* [Task prompt]: Nothing may be dropped or altered: reproduce all the data.

* [Recorded information]:
## begin

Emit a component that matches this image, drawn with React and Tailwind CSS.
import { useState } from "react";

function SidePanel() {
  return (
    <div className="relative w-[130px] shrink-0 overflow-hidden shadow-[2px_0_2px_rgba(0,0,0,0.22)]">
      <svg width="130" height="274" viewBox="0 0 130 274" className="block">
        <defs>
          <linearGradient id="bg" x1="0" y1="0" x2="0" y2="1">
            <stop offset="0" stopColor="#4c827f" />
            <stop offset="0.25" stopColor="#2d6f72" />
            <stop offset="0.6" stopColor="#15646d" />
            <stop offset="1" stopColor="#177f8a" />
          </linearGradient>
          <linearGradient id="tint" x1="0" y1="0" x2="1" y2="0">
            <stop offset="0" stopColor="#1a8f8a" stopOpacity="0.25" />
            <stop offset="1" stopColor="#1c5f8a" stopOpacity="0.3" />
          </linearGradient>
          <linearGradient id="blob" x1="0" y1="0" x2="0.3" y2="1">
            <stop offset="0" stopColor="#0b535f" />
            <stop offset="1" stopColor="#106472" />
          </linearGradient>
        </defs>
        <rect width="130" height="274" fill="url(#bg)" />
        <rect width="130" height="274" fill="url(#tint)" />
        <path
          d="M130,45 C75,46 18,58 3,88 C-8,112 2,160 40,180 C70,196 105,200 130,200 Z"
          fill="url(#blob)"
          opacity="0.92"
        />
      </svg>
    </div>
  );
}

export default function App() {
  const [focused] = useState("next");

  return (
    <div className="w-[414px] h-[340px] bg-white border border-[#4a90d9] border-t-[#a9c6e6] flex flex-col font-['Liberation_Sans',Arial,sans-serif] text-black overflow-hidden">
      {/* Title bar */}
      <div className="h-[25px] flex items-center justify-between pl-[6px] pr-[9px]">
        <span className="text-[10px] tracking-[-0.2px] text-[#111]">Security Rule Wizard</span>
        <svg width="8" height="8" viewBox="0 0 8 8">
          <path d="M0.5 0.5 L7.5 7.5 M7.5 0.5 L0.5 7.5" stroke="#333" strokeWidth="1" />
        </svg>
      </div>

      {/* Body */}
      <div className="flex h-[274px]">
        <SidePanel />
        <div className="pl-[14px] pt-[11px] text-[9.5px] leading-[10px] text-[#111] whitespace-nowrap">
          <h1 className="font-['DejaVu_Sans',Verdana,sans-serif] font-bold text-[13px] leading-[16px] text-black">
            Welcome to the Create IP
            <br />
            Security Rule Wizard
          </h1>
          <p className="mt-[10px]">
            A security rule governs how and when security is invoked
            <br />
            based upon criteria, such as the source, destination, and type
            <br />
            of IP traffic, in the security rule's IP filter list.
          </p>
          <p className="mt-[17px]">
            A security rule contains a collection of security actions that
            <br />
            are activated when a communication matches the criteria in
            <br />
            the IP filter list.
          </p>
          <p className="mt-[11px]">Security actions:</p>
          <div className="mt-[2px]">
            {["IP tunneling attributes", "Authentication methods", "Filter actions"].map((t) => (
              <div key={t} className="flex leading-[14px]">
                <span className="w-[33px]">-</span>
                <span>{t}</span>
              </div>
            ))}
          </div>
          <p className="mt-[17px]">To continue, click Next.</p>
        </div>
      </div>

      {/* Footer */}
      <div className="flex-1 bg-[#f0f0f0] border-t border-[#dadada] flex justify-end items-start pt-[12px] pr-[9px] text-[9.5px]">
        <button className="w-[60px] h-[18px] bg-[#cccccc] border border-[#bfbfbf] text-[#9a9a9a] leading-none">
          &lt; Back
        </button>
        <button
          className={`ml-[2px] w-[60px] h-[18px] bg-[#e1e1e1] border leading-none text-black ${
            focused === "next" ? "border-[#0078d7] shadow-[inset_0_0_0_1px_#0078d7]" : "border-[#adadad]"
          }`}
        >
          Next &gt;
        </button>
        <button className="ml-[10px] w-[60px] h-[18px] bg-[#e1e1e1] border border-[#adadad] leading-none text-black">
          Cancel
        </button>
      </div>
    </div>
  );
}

## end

* [Final answer]:
Emit a component that matches this image, drawn with React and Tailwind CSS.
import { useState } from "react";

function SidePanel() {
  return (
    <div className="relative w-[130px] shrink-0 overflow-hidden shadow-[2px_0_2px_rgba(0,0,0,0.22)]">
      <svg width="130" height="274" viewBox="0 0 130 274" className="block">
        <defs>
          <linearGradient id="bg" x1="0" y1="0" x2="0" y2="1">
            <stop offset="0" stopColor="#4c827f" />
            <stop offset="0.25" stopColor="#2d6f72" />
            <stop offset="0.6" stopColor="#15646d" />
            <stop offset="1" stopColor="#177f8a" />
          </linearGradient>
          <linearGradient id="tint" x1="0" y1="0" x2="1" y2="0">
            <stop offset="0" stopColor="#1a8f8a" stopOpacity="0.25" />
            <stop offset="1" stopColor="#1c5f8a" stopOpacity="0.3" />
          </linearGradient>
          <linearGradient id="blob" x1="0" y1="0" x2="0.3" y2="1">
            <stop offset="0" stopColor="#0b535f" />
            <stop offset="1" stopColor="#106472" />
          </linearGradient>
        </defs>
        <rect width="130" height="274" fill="url(#bg)" />
        <rect width="130" height="274" fill="url(#tint)" />
        <path
          d="M130,45 C75,46 18,58 3,88 C-8,112 2,160 40,180 C70,196 105,200 130,200 Z"
          fill="url(#blob)"
          opacity="0.92"
        />
      </svg>
    </div>
  );
}

export default function App() {
  const [focused] = useState("next");

  return (
    <div className="w-[414px] h-[340px] bg-white border border-[#4a90d9] border-t-[#a9c6e6] flex flex-col font-['Liberation_Sans',Arial,sans-serif] text-black overflow-hidden">
      {/* Title bar */}
      <div className="h-[25px] flex items-center justify-between pl-[6px] pr-[9px]">
        <span className="text-[10px] tracking-[-0.2px] text-[#111]">Security Rule Wizard</span>
        <svg width="8" height="8" viewBox="0 0 8 8">
          <path d="M0.5 0.5 L7.5 7.5 M7.5 0.5 L0.5 7.5" stroke="#333" strokeWidth="1" />
        </svg>
      </div>

      {/* Body */}
      <div className="flex h-[274px]">
        <SidePanel />
        <div className="pl-[14px] pt-[11px] text-[9.5px] leading-[10px] text-[#111] whitespace-nowrap">
          <h1 className="font-['DejaVu_Sans',Verdana,sans-serif] font-bold text-[13px] leading-[16px] text-black">
            Welcome to the Create IP
            <br />
            Security Rule Wizard
          </h1>
          <p className="mt-[10px]">
            A security rule governs how and when security is invoked
            <br />
            based upon criteria, such as the source, destination, and type
            <br />
            of IP traffic, in the security rule's IP filter list.
          </p>
          <p className="mt-[17px]">
            A security rule contains a collection of security actions that
            <br />
            are activated when a communication matches the criteria in
            <br />
            the IP filter list.
          </p>
          <p className="mt-[11px]">Security actions:</p>
          <div className="mt-[2px]">
            {["IP tunneling attributes", "Authentication methods", "Filter actions"].map((t) => (
              <div key={t} className="flex leading-[14px]">
                <span className="w-[33px]">-</span>
                <span>{t}</span>
              </div>
            ))}
          </div>
          <p className="mt-[17px]">To continue, click Next.</p>
        </div>
      </div>

      {/* Footer */}
      <div className="flex-1 bg-[#f0f0f0] border-t border-[#dadada] flex justify-end items-start pt-[12px] pr-[9px] text-[9.5px]">
        <button className="w-[60px] h-[18px] bg-[#cccccc] border border-[#bfbfbf] text-[#9a9a9a] leading-none">
          &lt; Back
        </button>
        <button
          className={`ml-[2px] w-[60px] h-[18px] bg-[#e1e1e1] border leading-none text-black ${
            focused === "next" ? "border-[#0078d7] shadow-[inset_0_0_0_1px_#0078d7]" : "border-[#adadad]"
          }`}
        >
          Next &gt;
        </button>
        <button className="ml-[10px] w-[60px] h-[18px] bg-[#e1e1e1] border border-[#adadad] leading-none text-black">
          Cancel
        </button>
      </div>
    </div>
  );
}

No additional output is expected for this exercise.